この時期の物件にはある程度の不備が発生しやすいという前提のもと、なるべく早いタイミングで私たちのようなプロの手によるインスペクションを入れることで、出来るだけ不備のない状態で引き渡しを迎えやすくなります。

可能であれば、引き渡しを受ける前がベストです。それが無理なら、引き渡し後の引っ越し前。引っ越しをして荷物を搬入してしまうとインスペクションがしにくくなるためです。

既に3月の間に引き渡しを受け、引っ越しが済んでしまっているという場合でもインスペクションの実施は可能です。

一般的な新築戸建ての場合、引き渡しから1~2年の間は一定の保証が付いているため、この期間内であれば何らかの不備が見つかった際にも修繕の交渉がしやすくなります。時間が経つほど修繕交渉がしにくくなっていきますので、可能な限り早期のインスペクション実施が望ましいでしょう。

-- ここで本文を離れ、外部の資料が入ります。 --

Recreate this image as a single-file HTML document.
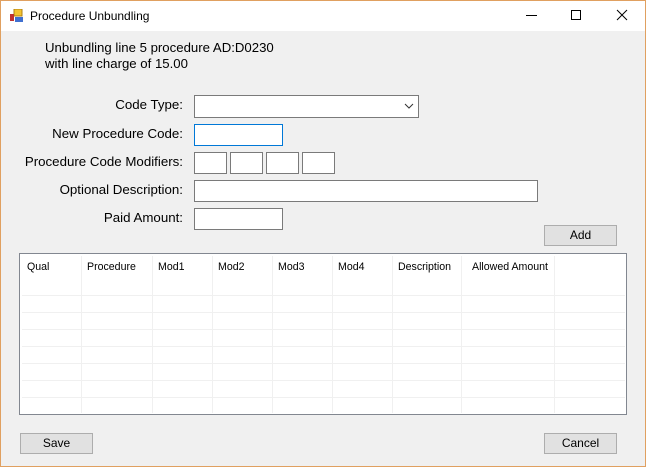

一般的に新築戸建ての場合、引き渡しから12年の間は保証が付いているため、この期間であれば、何らかの不備が見つかった場合に修繕を交渉することが可能です。ぜひ、早期のインスペクションをご検討ください。

ちなみに……。建物を支えるコンクリート部分、これを基礎と呼びますが、完成検査時に基礎表面の仕上げが未完成だった場合、これはある意味、チャンスかもしれません。

というのも、基礎の仕上げ作業(コンクリートの表面にモルタル等を塗り、綺麗に仕上げること)が済んでしまっている場合、コンクリート自体にヒビが入っていないかどうかの確認ができないからです。未完成状態というのは買主にとって非常に不安なものですが、こと基礎に関して言えば、ポジティブに捉えることもできます。

いずれにしても、憂いなく新生活を送るには、建築会社に任せっきりにするのではなく、できるだけ早いタイミングで検査を行い、不安を払拭しておくことが重要になってくるでしょう。